> **Task objective**
Word for word, give the material below again, minus any images.

— start Working data —

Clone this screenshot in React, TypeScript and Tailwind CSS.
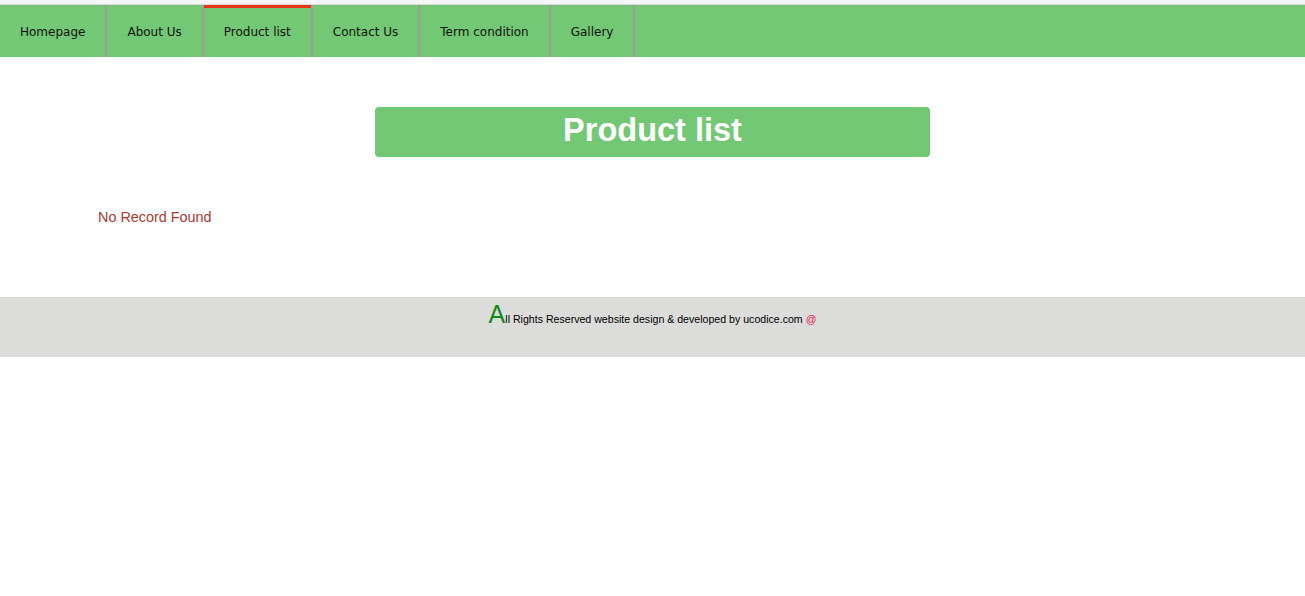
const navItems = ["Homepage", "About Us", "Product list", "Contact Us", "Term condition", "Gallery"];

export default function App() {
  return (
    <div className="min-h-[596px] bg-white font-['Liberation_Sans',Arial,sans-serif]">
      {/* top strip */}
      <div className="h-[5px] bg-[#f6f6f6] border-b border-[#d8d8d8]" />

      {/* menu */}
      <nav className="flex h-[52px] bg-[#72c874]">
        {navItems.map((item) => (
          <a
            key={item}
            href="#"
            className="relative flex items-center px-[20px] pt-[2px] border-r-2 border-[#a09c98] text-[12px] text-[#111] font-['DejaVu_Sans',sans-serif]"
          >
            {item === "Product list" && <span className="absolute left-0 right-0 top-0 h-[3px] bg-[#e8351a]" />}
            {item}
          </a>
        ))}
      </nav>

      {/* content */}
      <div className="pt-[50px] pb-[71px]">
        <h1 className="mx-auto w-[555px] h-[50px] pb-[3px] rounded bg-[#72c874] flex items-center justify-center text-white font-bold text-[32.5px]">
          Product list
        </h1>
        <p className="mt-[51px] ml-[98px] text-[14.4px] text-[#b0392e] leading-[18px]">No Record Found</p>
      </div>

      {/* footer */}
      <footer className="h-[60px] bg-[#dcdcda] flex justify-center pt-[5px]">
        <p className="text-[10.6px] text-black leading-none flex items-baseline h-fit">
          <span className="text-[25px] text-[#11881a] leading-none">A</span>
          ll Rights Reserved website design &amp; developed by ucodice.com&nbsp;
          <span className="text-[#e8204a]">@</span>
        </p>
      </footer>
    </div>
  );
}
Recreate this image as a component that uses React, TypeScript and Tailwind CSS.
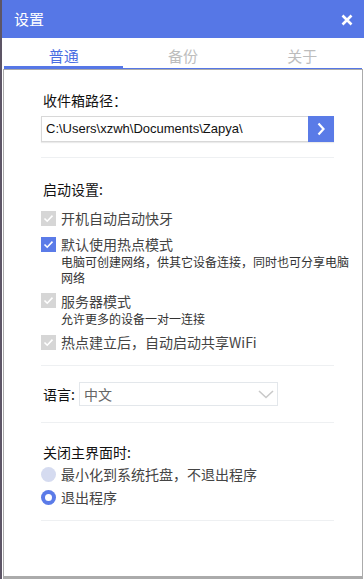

— end Working data —

> **Response**
Clone this screenshot in React, TypeScript and Tailwind CSS.
const navItems = ["Homepage", "About Us", "Product list", "Contact Us", "Term condition", "Gallery"];

export default function App() {
  return (
    <div className="min-h-[596px] bg-white font-['Liberation_Sans',Arial,sans-serif]">
      {/* top strip */}
      <div className="h-[5px] bg-[#f6f6f6] border-b border-[#d8d8d8]" />

      {/* menu */}
      <nav className="flex h-[52px] bg-[#72c874]">
        {navItems.map((item) => (
          <a
            key={item}
            href="#"
            className="relative flex items-center px-[20px] pt-[2px] border-r-2 border-[#a09c98] text-[12px] text-[#111] font-['DejaVu_Sans',sans-serif]"
          >
            {item === "Product list" && <span className="absolute left-0 right-0 top-0 h-[3px] bg-[#e8351a]" />}
            {item}
          </a>
        ))}
      </nav>

      {/* content */}
      <div className="pt-[50px] pb-[71px]">
        <h1 className="mx-auto w-[555px] h-[50px] pb-[3px] rounded bg-[#72c874] flex items-center justify-center text-white font-bold text-[32.5px]">
          Product list
        </h1>
        <p className="mt-[51px] ml-[98px] text-[14.4px] text-[#b0392e] leading-[18px]">No Record Found</p>
      </div>

      {/* footer */}
      <footer className="h-[60px] bg-[#dcdcda] flex justify-center pt-[5px]">
        <p className="text-[10.6px] text-black leading-none flex items-baseline h-fit">
          <span className="text-[25px] text-[#11881a] leading-none">A</span>
          ll Rights Reserved website design &amp; developed by ucodice.com&nbsp;
          <span className="text-[#e8204a]">@</span>
        </p>
      </footer>
    </div>
  );
}
Recreate this image as a component that uses React, TypeScript and Tailwind CSS.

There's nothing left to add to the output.